Inmates who have been ordered to serve a mandatory jail sentence with a specific amount of time to serve behind bars also will not be eligible for early release. And inmates with active criminal protective orders or domestic violence restraining orders will not be released early, Grassmann said.
“When we look at the folks that we’re going to release, we’re looking at their history in totality,” Grassmann told reporters. “Obviously, we don’t have a crystal ball to see what somebody might do. But we are trying to look at and minimize any problem that there might be after the release.”
Jael Barnes, a pretrial justice organizer for the Decarcerate Sacramento activist group, said the sheriff’s order only includes a small fraction of inmates who should be released, especially those with underlying health problems and awaiting trial. Sheriff’s Office Data shows 79% of jail population in October were inmates awaiting trial.
“It’s ridiculous, because most of the folks in there are pretrial (and not eligible for this release),” Barnes told The Sacramento Bee. “That’s unacceptable. That just doesn’t make sense to me.”
Barnes’ husband, Jamaine Barnes, has been in custody at the Sacramento County Jail since May 2019 awaiting trial. His wife says her husband went into the jail with only severe anxiety but has since developed asthma and contracted COVID-19 twice.
Her husband was fully vaccinated when he among over 70 inmates at both county jail facilities infected with the virus during a mid-October COVID-19 outbreak. She says he has not contracted the virus during this recent outbreak. She said she applauds the decision to release 203 inmates from the jail, but it’s not enough to prevent the virus from spreading.

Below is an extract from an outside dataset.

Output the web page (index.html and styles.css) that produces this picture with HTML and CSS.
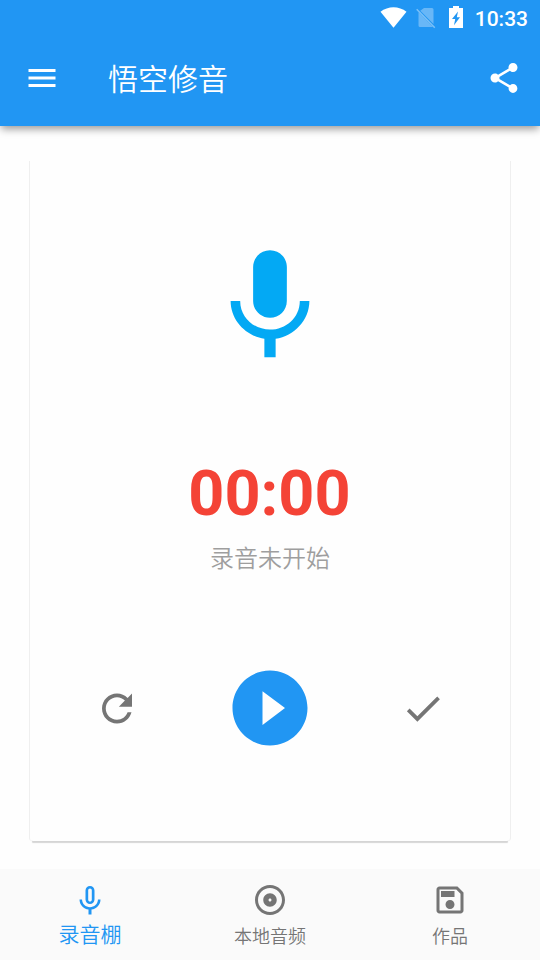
FILE: index.html
```
<!DOCTYPE html>
<html lang="zh-CN">
<head>
<meta charset="utf-8">
<title>悟空修音</title>
<link rel="stylesheet" href="styles.css">
</head>
<body>
<header class="header">
  <div class="status">
    <svg class="wifi" viewBox="0 0 27 21"><path d="M.5 4.700C8-1.400 19-1.400 26.500 4.700L13.500 20.800z"/></svg>
    <svg class="sim" viewBox="0 0 20 22"><path class="faint" d="M8 1H16a1.500 1.500 0 0 1 1.500 1.500V17L4.300 3.700zM2.500 5.300L16.800 20H4A1.500 1.500 0 0 1 2.500 18.500z"/><path class="slash" d="M.7 2.200L18.800 20.800"/></svg>
    <svg class="battery" viewBox="0 0 14 22"><path fill-rule="evenodd" d="M4 0h6v2h4v20H0V2h4zM9 5.500L3 13h3.200L5 19.200l6-8H7.800z"/></svg>
    <span class="clock">10:33</span>
  </div>
  <div class="toolbar">
    <svg class="icon" viewBox="0 0 24 24"><path d="M3 18h18v-2H3v2zm0-5h18v-2H3v2zm0-7v2h18V6H3z"/></svg>
    <h1 class="title">悟空修音</h1>
    <svg class="icon" viewBox="0 0 24 24"><path d="M18 16.080c-.76 0-1.440.3-1.960.77L8.910 12.700c.05-.23.09-.46.09-.7s-.04-.47-.09-.7l7.050-4.110c.54.5 1.250.81 2.040.81 1.660 0 3-1.340 3-3s-1.340-3-3-3-3 1.340-3 3c0 .24.04.47.09.7L8.040 9.810C7.500 9.310 6.790 9 6 9c-1.660 0-3 1.340-3 3s1.340 3 3 3c.79 0 1.500-.31 2.040-.81l7.120 4.160c-.05.21-.08.43-.08.65 0 1.610 1.310 2.920 2.920 2.920s2.920-1.310 2.920-2.920-1.310-2.920-2.920-2.920z"/></svg>
  </div>
</header>
<main class="content">
  <section class="card">
    <svg class="mic" viewBox="0 0 24 24"><path d="M12 14c1.660 0 2.990-1.340 2.990-3L15 5c0-1.660-1.340-3-3-3S9 3.340 9 5v6c0 1.660 1.340 3 3 3zm5.300-3c0 3-2.540 5.100-5.300 5.100S6.700 14 6.700 11H5c0 3.410 2.720 6.230 6 6.720V21h2v-3.280c3.280-.48 6-3.300 6-6.720h-1.700z"/></svg>
    <div class="timer">00:00</div>
    <div class="state">录音未开始</div>
    <div class="controls">
      <svg class="control" viewBox="0 0 24 24"><path d="M17.650 6.350C16.200 4.900 14.210 4 12 4c-4.420 0-7.990 3.580-7.990 8s3.570 8 7.990 8c3.730 0 6.840-2.550 7.730-6h-2.080c-.82 2.330-3.040 4-5.650 4-3.310 0-6-2.690-6-6s2.690-6 6-6c1.660 0 3.140.69 4.220 1.780L13 11h7V4l-2.350 2.350z"/></svg>
      <svg class="play" viewBox="0 0 24 24"><path d="M12 2C6.480 2 2 6.480 2 12s4.480 10 10 10 10-4.480 10-10S17.520 2 12 2zm-2 14.500v-9l6 4.500-6 4.500z"/></svg>
      <svg class="control" viewBox="0 0 24 24"><path d="M9 16.170L4.830 12l-1.420 1.410L9 19 21 7l-1.410-1.410z"/></svg>
    </div>
  </section>
</main>
<nav class="tabs">
  <div class="tab active">
    <svg class="icon" viewBox="0 0 24 24"><path d="M12 14c1.660 0 2.990-1.340 2.990-3L15 5c0-1.660-1.340-3-3-3S9 3.340 9 5v6c0 1.660 1.340 3 3 3zm-1.200-9.100c0-.66.54-1.200 1.200-1.200s1.200.54 1.200 1.200l-.01 6.200c0 .66-.53 1.200-1.190 1.200s-1.200-.54-1.200-1.200V4.900zm6.500 6.100c0 3-2.540 5.100-5.300 5.100S6.700 14 6.700 11H5c0 3.410 2.720 6.230 6 6.720V21h2v-3.280c3.280-.48 6-3.300 6-6.720h-1.700z"/></svg>
    <span class="label">录音棚</span>
  </div>
  <div class="tab">
    <svg class="icon" viewBox="0 0 24 24"><path d="M12 2C6.480 2 2 6.480 2 12s4.480 10 10 10 10-4.480 10-10S17.520 2 12 2zm0 18c-4.410 0-8-3.590-8-8s3.590-8 8-8 8 3.590 8 8-3.590 8-8 8zm0-12.500c-2.490 0-4.500 2.010-4.500 4.500s2.010 4.500 4.500 4.500 4.500-2.010 4.500-4.500-2.010-4.500-4.500-4.500zm0 5.500c-.55 0-1-.45-1-1s.45-1 1-1 1 .45 1 1-.45 1-1 1z"/></svg>
    <span class="label">本地音频</span>
  </div>
  <div class="tab">
    <svg class="icon" viewBox="0 0 24 24"><path d="M17 3H5c-1.110 0-2 .9-2 2v14c0 1.100.89 2 2 2h14c1.100 0 2-.9 2-2V7l-4-4zm2 16H5V5h11.170L19 7.830V19zm-7-7c-1.660 0-3 1.340-3 3s1.340 3 3 3 3-1.340 3-3-1.340-3-3-3zM6 6h9v4H6z"/></svg>
    <span class="label">作品</span>
  </div>
</nav>
</body>
</html>
```
FILE: styles.css
```
* { box-sizing: border-box; }

body {
  margin: 0;
  height: 960px;
  display: flex;
  flex-direction: column;
  overflow: hidden;
  background: #fefefe;
  font-family: Roboto, "Noto Sans CJK SC", sans-serif;
}

svg { display: block; flex: none; fill: currentColor; }
.icon { width: 36px; height: 36px; }

.header {
  height: 126px;
  background: #2196f3;
  color: #fff;
  box-shadow: 0 4px 8px -1px rgba(0, 0, 0, .4);
}

.status {
  height: 36px;
  display: flex;
  padding: 6px 12px 0 0;
  justify-content: flex-end;
}
.wifi { width: 27px; height: 21px; margin: 1px 9px 0 0; }
.sim { width: 20px; height: 22px; margin: 1px 13px 0 0; }
.battery { width: 14px; height: 22px; margin-right: 12px; }
.faint { opacity: .32; }
.slash { stroke: #fff; stroke-width: 1.5; opacity: .4; }
.clock { font-size: 21px; line-height: 26px; font-weight: 500; }

.toolbar {
  height: 84px;
  display: flex;
  align-items: center;
  padding: 0 18px 0 24px;
}
.title {
  flex: 1;
  margin: 0 0 2px 48px;
  font-family: "Noto Sans CJK SC", sans-serif;
  font-size: 30px;
  line-height: 44px;
  font-weight: 350;
}

.content {
  flex: 1;
  padding: 35px 30px 27px;
}
.card {
  height: 680px;
  display: flex;
  flex-direction: column;
  align-items: center;
  padding-top: 78px;
  border-radius: 0 0 3px 3px;
  background: #fefefe;
  box-shadow:
    -1px 0 0 rgba(0, 0, 0, .06),
    1px 0 0 rgba(0, 0, 0, .06),
    0 4px 1px -2px rgba(0, 0, 0, .16);
}
.mic { width: 136px; height: 135px; color: #03a9f4; }
.timer {
  margin: 83px 1px 0 0;
  font-size: 63px;
  line-height: 74px;
  font-weight: 700;
  color: #f44336;
}
.state {
  margin-top: 8px;
  font-family: "Noto Sans CJK SC", sans-serif;
  font-size: 24px;
  line-height: 36px;
  font-weight: 350;
  color: #9e9e9e;
}
.controls {
  width: 100%;
  margin-top: 88px;
  padding: 0 64px;
  display: flex;
  align-items: center;
  justify-content: space-between;
}
.control { width: 46px; height: 45px; color: #757575; }
.play { width: 90px; height: 90px; color: #2196f3; }

.tabs {
  height: 90px;
  display: flex;
  background: #fafafa;
  box-shadow: 0 0 1px rgba(0, 0, 0, .1);
}
.tab {
  flex: 1;
  display: flex;
  flex-direction: column;
  align-items: center;
  padding-top: 12px;
  color: #757575;
}
.label {
  margin-top: 4px;
  font-family: "Noto Sans CJK SC", sans-serif;
  font-size: 18px;
  line-height: 27px;
  font-weight: 350;
}
.active { padding-top: 13px; color: #2196f3; }
.active .label { margin-top: 1px; font-size: 21px; }
```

There were a total of 331 inmates at the two jail facilities on Thursday who were awaiting transfer to a state prison to serve their sentence, but California corrections officials have halted transfers at this point. The county jail facilities have about 80 inmates awaiting transfer to a state hospital to restore their mental health or determine their mental competency.
Grassmann said there are about 400 additional inmates in the Sacramento County Jail who would normally would not be housed there at this time, along with a backlog of Sacramento Superior Court criminal cases slowed by the coronavirus pandemic that has crowded the jail facilities.